While she was an unfair victim of public attitudes at the time, O’Connor’s legacy remains tarnished and buried in dominant accounts of ‘90s rock music history. If a singer committed a similar act of protest today, it would most likely still be controversial, but they would not be driven off the face of the Earth in the same way O’Connor was. Reading YouTube comments for the songs from the album is heartbreaking, with many fans praising her for her vocal talents, describing the comfort her music has given them and saying she deserves much more public recognition for being so ahead of her time, musically and politically.
O’Connor’s influence is still felt in music today. Her-bleeding-heart-on-the-sleeve confessional lyrics no doubt impacted later ‘90s singer-songwriters like Fiona Apple, Cat Power and Ani Difranco.
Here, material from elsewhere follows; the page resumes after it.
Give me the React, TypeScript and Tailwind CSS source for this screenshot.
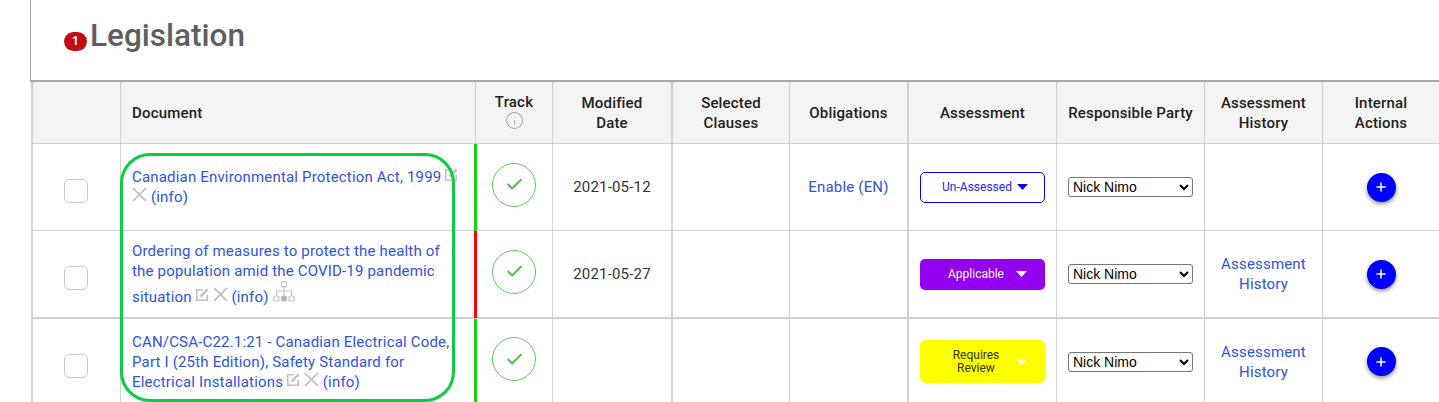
import { Check, Info, Plus } from "lucide-react";

const headers = [
  { label: "", cls: "" },
  { label: "Document", cls: "text-left pl-[11px]" },
  { label: "Track", cls: "pb-[3px]" },
  { label: "Modified Date", cls: "border-r-2 px-[12px]" },
  { label: "Selected Clauses", cls: "" },
  { label: "Obligations", cls: "border-r-2" },
  { label: "Assessment", cls: "" },
  { label: "Responsible Party", cls: "" },
  { label: "Assessment History", cls: "" },
  { label: "Internal Actions", cls: "border-r-0" },
];

function EditIcon() {
  return (
    <svg className="inline-block align-baseline -ml-[1px]" width="14" height="14" viewBox="0 0 14 14" fill="none" stroke="#c2c2c2">
      <path d="M8 1.75H1.75V12.25H12.25V6.5" strokeWidth="1.6" />
      <path d="M5.5 8.7L12.6 1.4" strokeWidth="2.4" />
    </svg>
  );
}

function CloseIcon() {
  return (
    <svg className="inline-block align-baseline" width="15" height="15" viewBox="0 0 15 15" fill="none" stroke="#bdbdbd" strokeWidth="1.7">
      <path d="M1 1L14 14M14 1L1 14" />
    </svg>
  );
}

function TreeIcon() {
  return (
    <svg className="inline-block align-baseline" width="22" height="21" viewBox="0 0 22 21" fill="none" stroke="#c4c4c4" strokeWidth="1.2">
      <rect x="8.5" y="0.6" width="5" height="5" rx="1" />
      <path d="M11 5.6V10M3.5 14.5V10H18.5V14.5M11 10V14.5" />
      <rect x="1" y="15" width="5" height="5" rx="1.2" />
      <rect x="8.5" y="15" width="5" height="5" rx="1" fill="#b5b5b5" />
      <rect x="16" y="15" width="5" height="5" rx="1.2" />
    </svg>
  );
}

function Caret({ color }: { color: string }) {
  return (
    <svg width="11" height="6" viewBox="0 0 11 6" className="shrink-0">
      <path d="M0 0H11L5.5 6Z" fill={color} />
    </svg>
  );
}

function AssessmentButton({ label, cls, caret, tall }: { label: string; cls: string; caret: string; tall?: boolean }) {
  return (
    <div className={`mx-auto w-[125px] rounded-[5px] flex items-center text-[12px] leading-[13px] tracking-normal ${tall ? "h-[43px]" : "h-[31px]"} ${cls}`}>
      <span className="w-[96px] pl-[16px] text-center">{label}</span>
      <Caret color={caret} />
    </div>
  );
}

function PartySelect() {
  return (
    <select
      defaultValue="Nick Nimo"
      className="block mx-auto w-[125px] h-[20px] border border-[#767676] rounded-[3px] bg-white text-black text-[14px] tracking-normal font-['Liberation_Sans',sans-serif]"
    >
      <option>Nick Nimo</option>
    </select>
  );
}

function AddButton() {
  return (
    <div className="mx-auto w-[29px] h-[29px] rounded-full bg-[#0000ff] flex items-center justify-center shadow-[0_2px_4px_rgba(0,0,0,0.45)]">
      <Plus className="w-[14px] h-[14px] text-white" strokeWidth={2.6} />
    </div>
  );
}

function Row({
  doc,
  bar,
  date,
  obligations,
  history,
  assessment,
  height,
  bottom = "border-b",
}: {
  doc: React.ReactNode;
  bar: string;
  date?: string;
  obligations?: string;
  history?: boolean;
  assessment: React.ReactNode;
  height: string;
  bottom?: string;
}) {
  const cell = `border-r ${bottom} border-[#d0d0d0] text-center align-middle`;
  return (
    <tr className={height}>
      <td className={`${cell} border-l-2`}>
        <div className="ml-[31px] mt-[8px] w-[24px] h-[24px] rounded-[5px] border border-[#cccccc] bg-white" />
      </td>
      <td className={`${cell} text-left pl-[11px] pr-[14px] text-[#2f52e4]`}>{doc}</td>
      <td className={`${cell} relative`}>
        <span className={`absolute left-[-2px] top-0 bottom-[-1px] w-[3px] ${bar}`} />
        <div className="mx-auto mb-[5px] w-[44px] h-[44px] rounded-full border border-[#63c663] flex items-center justify-center">
          <Check className="w-[19px] h-[19px] text-[#4ec04f]" strokeWidth={2.5} />
        </div>
      </td>
      <td className={`${cell} border-r-2 text-[#333333]`}>{date}</td>
      <td className={cell} />
      <td className={`${cell} border-r-2 text-[#2f52e4]`}>{obligations}</td>
      <td className={cell}>{assessment}</td>
      <td className={cell}>
        <PartySelect />
      </td>
      <td className={`${cell} text-[#2f52e4]`}>
        {history && (
          <>
            Assessment
            <br />
            History
          </>
        )}
      </td>
      <td className={`${cell} border-r-0`}>
        <AddButton />
      </td>
    </tr>
  );
}

export default function App() {
  return (
    <div className="relative w-[1439px] h-[402px] overflow-hidden bg-white font-['Roboto',sans-serif] text-[15px] leading-[20px] tracking-[0.18px]">
      <div className="ml-[30px] h-[82px] border-l border-b-2 border-[#a8a8a8] flex items-start pl-[33px] pt-[16px]">
        <span className="mt-[16px] w-[23px] h-[19px] rounded-full bg-[#c20c12] text-white text-[12px] leading-[19px] font-bold text-center tracking-normal">
          1
        </span>
        <h1 className="ml-[3px] text-[31.5px] leading-[40px] font-medium tracking-normal text-[#5f5f5f]">Legislation</h1>
      </div>
      <table className="ml-[31px] w-[1408px] table-fixed border-separate border-spacing-0">
        <colgroup>
          <col className="w-[90px]" />
          <col className="w-[355px]" />
          <col className="w-[77px]" />
          <col className="w-[120px]" />
          <col className="w-[117px]" />
          <col className="w-[119px]" />
          <col className="w-[148px]" />
          <col className="w-[148px]" />
          <col className="w-[118px]" />
          <col className="w-[116px]" />
        </colgroup>
        <thead>
          <tr className="h-[62px] bg-[#f4f4f4]">
            {headers.map((h, i) => (
              <th
                key={i}
                className={`border-r border-b border-[#d0d0d0] px-[10px] font-medium text-[#212121] text-center ${i === 0 ? "border-l-2" : ""} ${h.cls}`}
              >
                {h.label}
                {h.label === "Track" && <Info className="mx-auto -mt-[1px] w-[19px] h-[19px] text-[#a8a8a8]" strokeWidth={1.3} />}
              </th>
            ))}
          </tr>
        </thead>
        <tbody>
          <Row
            height="h-[87px]"
            bar="bg-[#0fd60f]"
            date="2021-05-12"
            obligations="Enable (EN)"
            assessment={<AssessmentButton label="Un-Assessed" cls="border border-[#0000ff] text-[#2424f0]" caret="#0000ff" />}
            doc={
              <>
                Canadian Environmental Protection Act, 1999 <EditIcon /> <CloseIcon /> (info)
              </>
            }
          />
          <Row
            height="h-[88px]"
            bottom="border-b-2"
            bar="bg-[#ff0000]"
            date="2021-05-27"
            history
            assessment={<AssessmentButton label="Applicable" cls="bg-[#9400ee] text-white" caret="#ffffff" />}
            doc={
              <>
                Ordering of measures to protect the health of the population amid the COVID-19 pandemic situation <EditIcon />{" "}
                <CloseIcon /> (info) <TreeIcon />
              </>
            }
          />
          <Row
            height="h-[86px]"
            bar="bg-[#0fd60f]"
            history
            assessment={<AssessmentButton label="Requires Review" tall cls="bg-[#ffff00] text-[#333300]" caret="#ffffff" />}
            doc={
              <>
                CAN/CSA-C22.1:21 - Canadian Electrical Code, Part I (25th Edition), Safety Standard for Electrical Installations{" "}
                <EditIcon /> <CloseIcon /> (info)
              </>
            }
          />
        </tbody>
      </table>
      <div className="absolute left-[120px] top-[153px] w-[335px] h-[249px] rounded-[30px] border-[3.5px] border-[#0dcb45]" />
    </div>
  );
}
Likewise, the minimalist pop-rock sound that has reigned for the past decade through artists like Lorde, Billie Eilish, Angel Olsen, Sharon Van Etten and Phoebe Bridgers has no doubt been a result of groundwork laid by O’Connor in the early ‘90s (both Van Etten and Bridgers have even covered “Black Boys On Mopeds” in recent years).
Everyone needs a Fall Emotional Support Album. I Do Not Want What I Haven’t Got is mine. I return to it every year like clockwork. The moodiness of the album is a great accompaniment to the season, a time of shedding, death and rebirth. Once the leaves begin to change and the temperatures drop to the single digits, all I want to do is light a candle and weep to O’Connor’s heartbreaking vocals and lyrics.
I Do Not Want What I Haven’t Got showed the world the future in 1990. Three decades later, we’re still catching up.